As a blogger, I am remiss in not having posted for a month and a half, nor have I explained that what I cannot attribute to laziness, I may attribute to writing a book, my first since Lost Providence (2017). This second book is now 98 percent written.

Okay, having got that over with, I think it appropriate on Independence Day to refer to the meaning of the name of the city of Providence. Although we Rhode Islanders are more familiar with the name’s derivation from founder Roger Williams’ words, “having a sense of God’s merciful providence unto me in my distress” (he had been banished from Massachusetts), I like to think of it in the sense of providential, either opportune or divinely inspired. The two are not contradictory.

Rhode Islanders take more pride from being the first colony to declare independence from England than from being the last of the 13 former colonies to ratify the constitution of 1789.

My sense of the meaning of Providence relates to the fact that Rhode Island is one of only two American states, so far as I know, that were independent countries before they became states. The other was Texas. I’m not sure how one would classify pre-statehood Hawaii, and I do not include the insurrectionists of 1861. I wonder how Rhode Island thought of itself during that period, after twelve of the rebel colonies had ratified the United States Constitution by 1789, but not Rhode Island.

In 2018, Rhode Island History Journal ran an essay by historian Robert W. Smith called “Algiers or St. Eustatius: Foreign Affairs and the Ratification of the Constitution in Rhode Island.” He writes:

Two paths seemed to lie before Rhode Island if it did not ratify the Constitution of the United States. A Federalist writer in the Newport Herald claimed that “the paper money leaders flatter themselves that their unfederal conduct in not sending Delegates to [the Constitutional] Convention and not permitting the people to meet to consider the new Constitution, may cause them to be thrown out of the Union, and then they will become the Algiers of America.” The Federalists made the idea of independent Rhode Island as a pirates’ den a recurring theme in their literature. [Of course, Rhode Island was already widely known as Rogue’s Island for accepting those banished from Massachusetts, from other colonies, and both religious and nonconformists generally.]

The writer went on to claim that, if necessary, Rhode Island’s leaders would seek British protection against the United States. Rhode Island’s fate would be sealed, as the United States would not permit that outcome. “Sooner than such an event should take place, we should see our country wasted with destruction, our fields drenched with blood, and our little territory parceled out among the adjacent states.”

In the limited amount of Anti-federalist literature, Rhode Island independence was more of an opportunity than a danger. An Anti-federalist under the name “Charlestoniensis,” who may have been Jonathan J. Hazard of the Country Party, responded to Federalist criticism. “I will observe that, in that case [that Rhode Island does not ratify], this state will not become an Algiers, as some malevolent scribblers in Massachusetts have impudently asserted, but a St.
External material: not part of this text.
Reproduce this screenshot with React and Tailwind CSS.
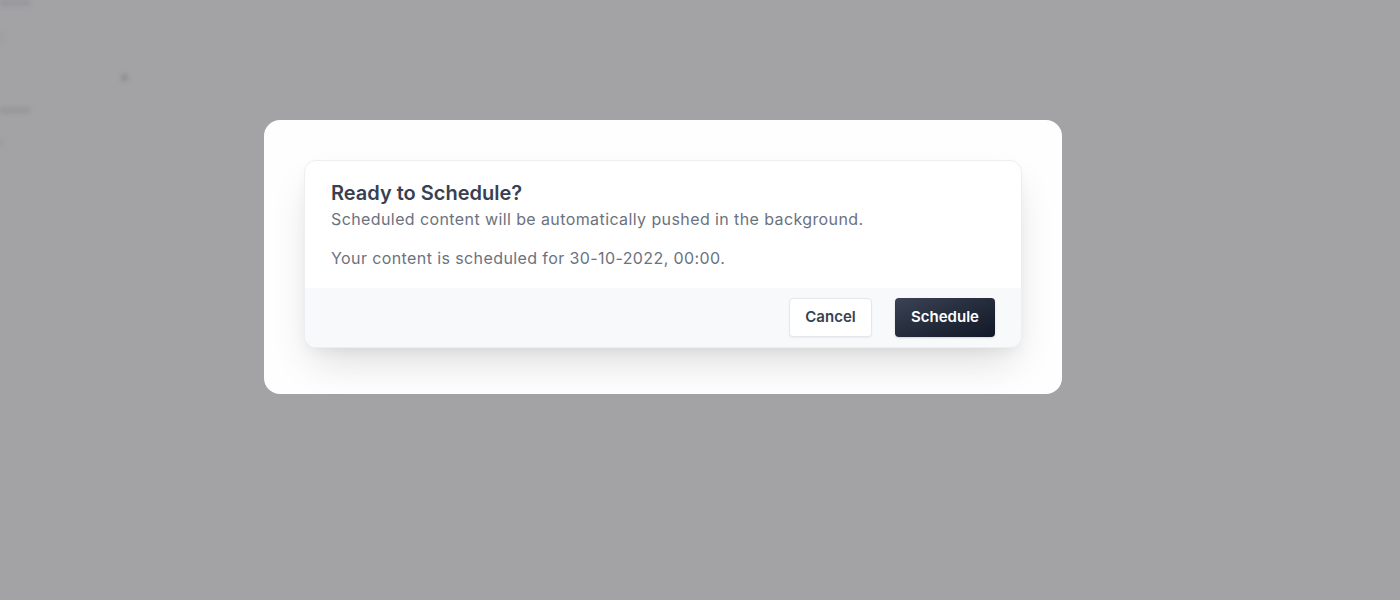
export default function App() {
  return (
    <div
      className="relative h-[600px] w-[1400px] overflow-hidden bg-[#a3a3a5]"
      style={{ fontFamily: "Inter, 'Noto Sans', sans-serif" }}
    >
      <div className="flex flex-col pt-0 blur-[2px]">
        <div className="h-[6px] w-[30px] rounded-b-[2px] bg-[#98989c]" />
        <div className="mt-[26px] h-[10px] w-[3px] bg-[#9c9c9f]" />
        <div className="mt-[32px] flex w-[128px] justify-end">
          <span className="h-[7px] w-[7px] rounded-full bg-[#8e8e92]" />
        </div>
        <div className="mt-[26px] h-[7px] w-[30px] rounded-[2px] bg-[#98989c]" />
        <div className="mt-[24px] h-[10px] w-[3px] bg-[#9c9c9f]" />
      </div>

      <div className="absolute inset-0 pl-[264px] pt-[120px]">
        <div className="w-[798px] rounded-[16px] bg-[#fefefe] px-[40px] pb-[46px] pt-[40px]">
          <div className="overflow-hidden rounded-[12px] border border-[#eceef1] bg-white shadow-[0_20px_40px_-8px_rgba(0,0,0,0.14),0_6px_14px_-4px_rgba(0,0,0,0.06)]">
            <div className="px-[26px] pb-[18px] pt-[18px]">
              <h2 className="text-[20px] font-semibold leading-[28px] text-[#374151]">
                Ready to Schedule?
              </h2>
              <p className="text-[16px] leading-[24px] tracking-[0.4px] text-[#6b7280]">
                Scheduled content will be automatically pushed in the background.
              </p>
              <p className="mt-[15px] text-[16px] leading-[24px] tracking-[0.4px] text-[#6b7280]">
                Your content is scheduled for 30-10-2022, 00:00.
              </p>
            </div>
            <div className="flex items-center justify-end gap-[23px] bg-[#f8f9fb] px-[26px] py-[10px]">
              <button className="h-[39px] w-[83px] rounded-[4px] border border-[#e5e7eb] bg-white text-[15px] font-semibold text-[#374151] shadow-[0_1px_2px_rgba(0,0,0,0.06)]">
                Cancel
              </button>
              <button className="h-[39px] w-[100px] rounded-[4px] bg-gradient-to-br from-[#3b4354] to-[#111827] text-[15px] font-semibold text-white shadow-[0_1px_2px_rgba(0,0,0,0.15)]">
                Schedule
              </button>
            </div>
          </div>
        </div>
      </div>
    </div>
  );
}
Eustatius.” St. Eustatius was a Dutch-owned island in the Caribbean that functioned as a free port – an “entrepôt for the trade between Europe and the United States.”

That is the argument for the sense of “Providence” as opportune. The other sense of divinely inspired we are all familiar with, so I will end here, not having finished this very long essay by Smith, and not certain where it leads.

Whether in the context of an “opportune” port such as Providence or in its sense of “divinely inspired,” the Declaration of Independence and the Constitution are worth celebrating today, and struggling, as ever, to protect.

We hold these truths to be self-evident, that all men are created equal, that they are endowed by their Creator with certain unalienable Rights, that among these are Life, Liberty and the pursuit of Happiness. That to secure these rights, Governments are instituted among mean, deriving their just powers from the consent of the governed.

Happy Independence Day.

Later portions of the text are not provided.